Friday, December 21, 2012

My best mince pies

I love Christmas mince pies - only in my case they're tarts, because I don't put a top on them. My friend Ali usually gives me a jar of her magnificent mincemeat, and in the past I've used bought pastry, so they took no time to make. But for obvious reasons my usual pattern has been upset in both 2010 and 2011, so no tarts were made, meaning I ended up with a stash of vintage mincemeat. It kept perfectly, as it's designed to do, so this year I offered to bring it up and make tarts for Christmas at my sister's. I also offered to make the pastry, using the Cordon Bleu recipe I wrote about earlier (go to "pastry" in the labels). So today that's what I did.
       The actual mixing was easy, though I hadn't actually made this sweet short pastry before. I wanted to do it all in one day, so there wasn't time to chill it overnight, though it did have a couple of hours in the fridge. That was probably why it was soft and very prone to break up when I rolled it out. But I was making very small tarts, and it was no trouble to mend any little cracks with scraps of pastry. (Not very Cordon Bleu,  I know, but it worked.) I didn't blind bake the cases, I just put the mincemeat in and baked each tray of 12 for 9 minutes at 200C (not fan bake). They taste much better well baked like this than pale and anaemic.
        I can't show you them because I can't work out how to get the photo from my iPad into this post! But if you go to the Facebook page you can see them over there. We ate the less pretty ones to see if they were okay, of course, and they were lovely, crisp and rich, just as they should be.


Thursday, December 13, 2012

Fooling around in the sun

For the second day running, Wellington managed to reach 20C. I had the good luck to be going out for lunch with friends who have a lovely blue tiled table on a covered courtyard, the perfect place to eat outside - especially under Lesley's baskets of cascading blue flowers.

Beneath them, we ate ittle stacks of garlicky tomato and eggplant...

... then terakihi fillets rolled around a fragrant filling of cashew nuts, chili, lime and coriander, with green salad from her sister and  brother-in-law's garden, and crisp brown foccacia...



...and palest pink fool, made from Lesley's own gooseberries (Harvey's favourite early summer treat) and rhubarb.


Fruit fools are thoroughly English desserts, and apparently gooseberry fool is the earliest kind known, dating  back to the fifteenth century. The introduction to Elizabeth David's first recipe for it (in Summer Cooking, 1955) takes you straight back to wartime privations: "Although this is a traditional English dessert it is not often well made, and owing to the lack of cream for so many years a good many people have never made it." Her later recipe in An Omelette and a Glass of Wine (1984) is a better one (I've turned the measurements to metric here).

Gooseberry fool
1kg green gooseberries
250g sugar
300ml cream 
Wash the gooseberries. There is no need to top and tail them [though Harvey always did]. Put them in the top half of a double saucepan with the sugar and steam them, or bake them in a covered glass dish in a low oven, until they are quite soft. 
Sieve them, having first strained off surplus liquid which would make the fool watery. [I think this is the point at which you should taste for sweetness and add more sugar if the puree is too acid. Harvey preferred his quite tart, I like mine a little sweeter.] 
When the puree is quite cold, add the cream. [Elizabeth David didn't whip it, but our cream is not the same as English double cream, and Lesley, like me, prefers to whip it softly before folding it into the puree.] Serve very cold.

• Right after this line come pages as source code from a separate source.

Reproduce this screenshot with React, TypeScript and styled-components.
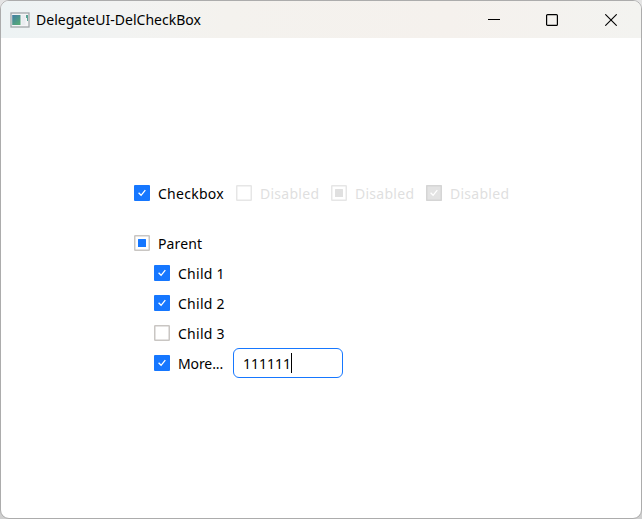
import React from "react";
import styled, { createGlobalStyle } from "styled-components";

type State = "on" | "off" | "partial";

const Global = createGlobalStyle`
  * { box-sizing: border-box; }
  body { margin: 0; background: #d9d9d9; overflow: hidden; }
`;

const Desktop = styled.div`
  width: 642px;
  height: 519px;
  background: linear-gradient(#e4e4e4 0 28px, #3d8fc8 28px 32px, #cfcfcf 32px);
`;

const Window = styled.div`
  display: flex;
  flex-direction: column;
  width: 642px;
  height: 519px;
  border: 1px solid #acacac;
  border-radius: 9px;
  overflow: hidden;
  background: #fff;
  font-family: "Noto Sans", "Open Sans", sans-serif;
  color: #000;
`;

const TitleBar = styled.header`
  display: flex;
  align-items: center;
  flex: none;
  height: 37px;
  padding-left: 9px;
  background: linear-gradient(90deg, #edf3f4 0, #f2f3f2 18%, #f4f2ee 35%, #f5f1ed 70%, #f3f3f0 100%);
`;

const Title = styled.h1`
  flex: 1;
  margin: 0 0 0 6px;
  font-size: 14px;
  line-height: 20px;
  font-weight: 400;
  letter-spacing: 0.02px;
  white-space: nowrap;
`;

const Controls = styled.div`
  display: grid;
  grid-template-columns: 58px 59px 12px;
  padding-right: 24px;
`;

const Control = styled.button`
  display: block;
  width: 12px;
  height: 12px;
  padding: 0;
  border: 0;
  background: none;
  svg { display: block; }
`;

const Content = styled.main`
  display: flex;
  flex-direction: column;
  gap: 20px;
  padding: 140px 0 0 133px;
`;

const Options = styled.div`
  display: flex;
  gap: 10px;
`;

const Tree = styled.div`
  display: flex;
  flex-direction: column;
`;

const Children = styled.div`
  display: flex;
  flex-direction: column;
  padding-left: 20px;
`;

const Line = styled.div`
  display: flex;
  height: 30px;
`;

const Option = styled.div<{ $width: number; $disabled?: boolean }>`
  display: flex;
  align-items: center;
  gap: 8px;
  width: ${(p) => p.$width}px;
  height: 30px;
  color: ${(p) => (p.$disabled ? "#dfdfdf" : "#000")};
  svg { display: block; flex: none; }
`;

const Label = styled.span<{ $spacing: number }>`
  padding-top: 2px;
  font-size: 14px;
  line-height: 20px;
  letter-spacing: ${(p) => p.$spacing}px;
  white-space: nowrap;
`;

const Field = styled.div`
  display: flex;
  align-items: center;
  width: 110px;
  height: 30px;
  padding-left: 9px;
  border: 1px solid #1677ff;
  border-radius: 6px;
`;

const Caret = styled.span`
  width: 1px;
  height: 20px;
  background: #000;
`;

const Box = ({ state, disabled }: { state: State; disabled?: boolean }) => {
  const accent = disabled ? "#e0e0e0" : "#1677ff";
  const edge = disabled ? "#e6e6e6" : "#c9c6c3";
  const filled = state === "on";
  return (
    <svg width="16" height="16" viewBox="0 0 16 16">
      {filled && <rect width="16" height="16" rx="1" fill={accent} />}
      {(!filled || disabled) && (
        <rect x=".75" y=".75" width="14.5" height="14.5" rx=".5" fill={filled ? "#e3e3e3" : "#fff"}
          stroke={filled ? "#d5d5d5" : edge} strokeWidth="1.5" />
      )}
      {filled && <path d="M4.6 7.8 7.1 10.3 11.3 5.2" fill="none" stroke="#fff" strokeWidth="1.3" />}
      {state === "partial" && <rect x="4" y="4" width="8" height="8" rx=".5" fill={accent} />}
    </svg>
  );
};

interface CheckProps { text: string; width: number; state: State; disabled?: boolean; spacing?: number }

const Check = ({ text, width, state, disabled, spacing = 0.27 }: CheckProps) => (
  <Option $width={width} $disabled={disabled}>
    <Box state={state} disabled={disabled} />
    <Label $spacing={spacing}>{text}</Label>
  </Option>
);

const AppIcon = () => (
  <svg width="20" height="16" viewBox="0 0 20 16">
    <defs>
      <linearGradient id="pane" x1="0" y1="0" x2=".7" y2="1">
        <stop offset="0" stopColor="#417da5" />
        <stop offset="1" stopColor="#56a978" />
      </linearGradient>
    </defs>
    <rect x="1" y="1" width="18" height="14" fill="#f4f5f6" stroke="#a1a6aa" strokeWidth="1.3" />
    <rect x="2.2" y="3" width="8.3" height="10" fill="url(#pane)" />
    <rect x="11.5" y="3" width="4" height="10" fill="#e9ecef" />
    <path d="M16 3h2v6h-1V6h-1z" fill="#58a393" />
  </svg>
);

export default function App() {
  return (
    <>
      <Global />
      <Desktop>
        <Window>
          <TitleBar>
            <AppIcon />
            <Title>DelegateUI-DelCheckBox</Title>
            <Controls>
              <Control aria-label="Minimize">
                <svg width="12" height="12"><path d="M0 5.5h12" stroke="#000" /></svg>
              </Control>
              <Control aria-label="Maximize">
                <svg width="12" height="12"><rect x=".6" y=".6" width="10.8" height="10.8" rx="1" fill="none" stroke="#000" strokeWidth="1.2" /></svg>
              </Control>
              <Control aria-label="Close">
                <svg width="12" height="12"><path d="m.3.3 11.4 11.4M11.7.3.3 11.7" stroke="#000" strokeWidth="1.1" /></svg>
              </Control>
            </Controls>
          </TitleBar>
          <Content>
            <Options>
              <Check text="Checkbox" width={92} state="on" />
              <Check text="Disabled" width={85} state="off" disabled />
              <Check text="Disabled" width={85} state="partial" disabled />
              <Check text="Disabled" width={85} state="on" disabled />
            </Options>
            <Tree>
              <Check text="Parent" width={80} state="partial" spacing={0.15} />
              <Children>
                <Check text="Child 1" width={79} state="on" />
                <Check text="Child 2" width={79} state="on" />
                <Check text="Child 3" width={79} state="off" />
                <Line>
                  <Check text="More..." width={79} state="on" spacing={-0.1} />
                  <Field><Label $spacing={0}>111111</Label><Caret /></Field>
                </Line>
              </Children>
            </Tree>
          </Content>
        </Window>
      </Desktop>
    </>
  );
}
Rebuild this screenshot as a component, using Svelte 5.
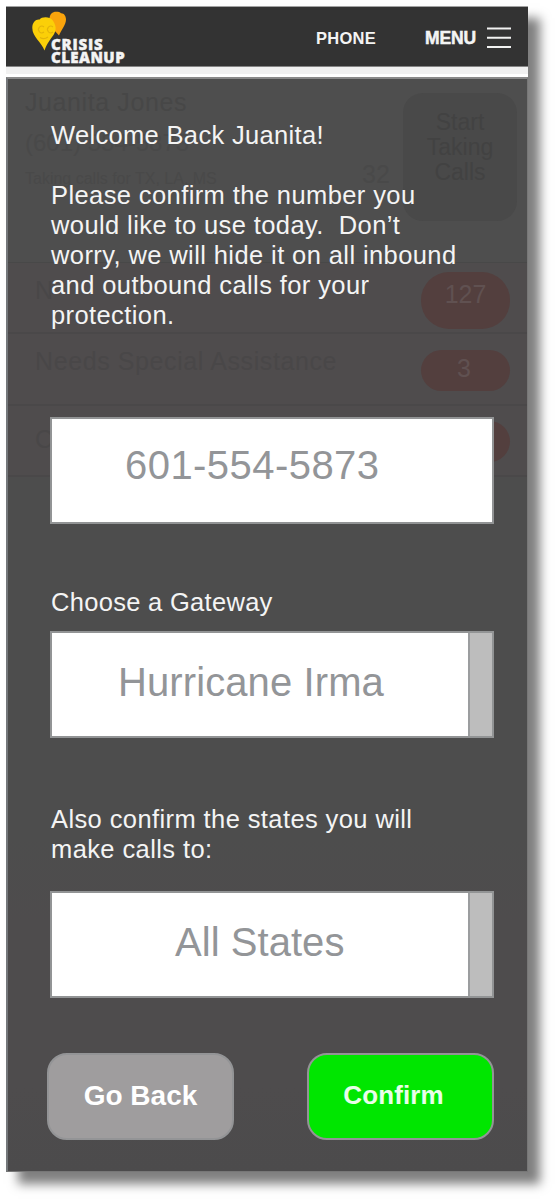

Thursday, December 6, 2012

Green broad bean bounty

Before my neighbour with the brilliant garden went away last week, she brought me some broad beans and invited me to help myself to more. I was over there first thing next day.
   


I used to think I didn't like broad beans, but that was because I'd only ever had them when they were older and tougher and still enveloped in their wrinkly grey outer skins. Then Lesley showed me how to ease out the little bright green inner beans, and I was hooked. But they're hard to buy young enough to be really good - much better to be able to get them fresh from the plants, before they get too enormous. The way we humans eat them is of course terribly wasteful, because only the very youngest, tenderest beans can be eaten still in their pods. I did manage to do a few this way, boiling them briefly, but most of the pods were steamed in a colander for a few minutes, then opened, and the beans extracted. I ended up with a huge pile of pods and a small bowl of beans.





I shucked the largest beans from their slightly wrinkled skins, but I couldn't bear the waste of all that green goodness. So I kept the outer skins and pureed them later with lemon juice, oil and salt to make a flavourful dip, and left the rest of them intact.


I was having two friends over for a Good Dinner that night, and I wanted to do as little as possible to my beans. So I made a simple first course - skinny asparagus wrapped in very thin slices of Serrano ham, and a little pile of beans with torn basil and grated pecorino cheese, plus a wedge of lemon and drizzle of excellent olive oil (from Moon over Martinborough, one of the best goodies we were given at the food bloggers' conference - I'd been hoarding it for the right occasion) with some good bread to mop it all up. The beans, like the asparagus, were warm, so the thin flakes of cheese melted into them, and then they melted into us.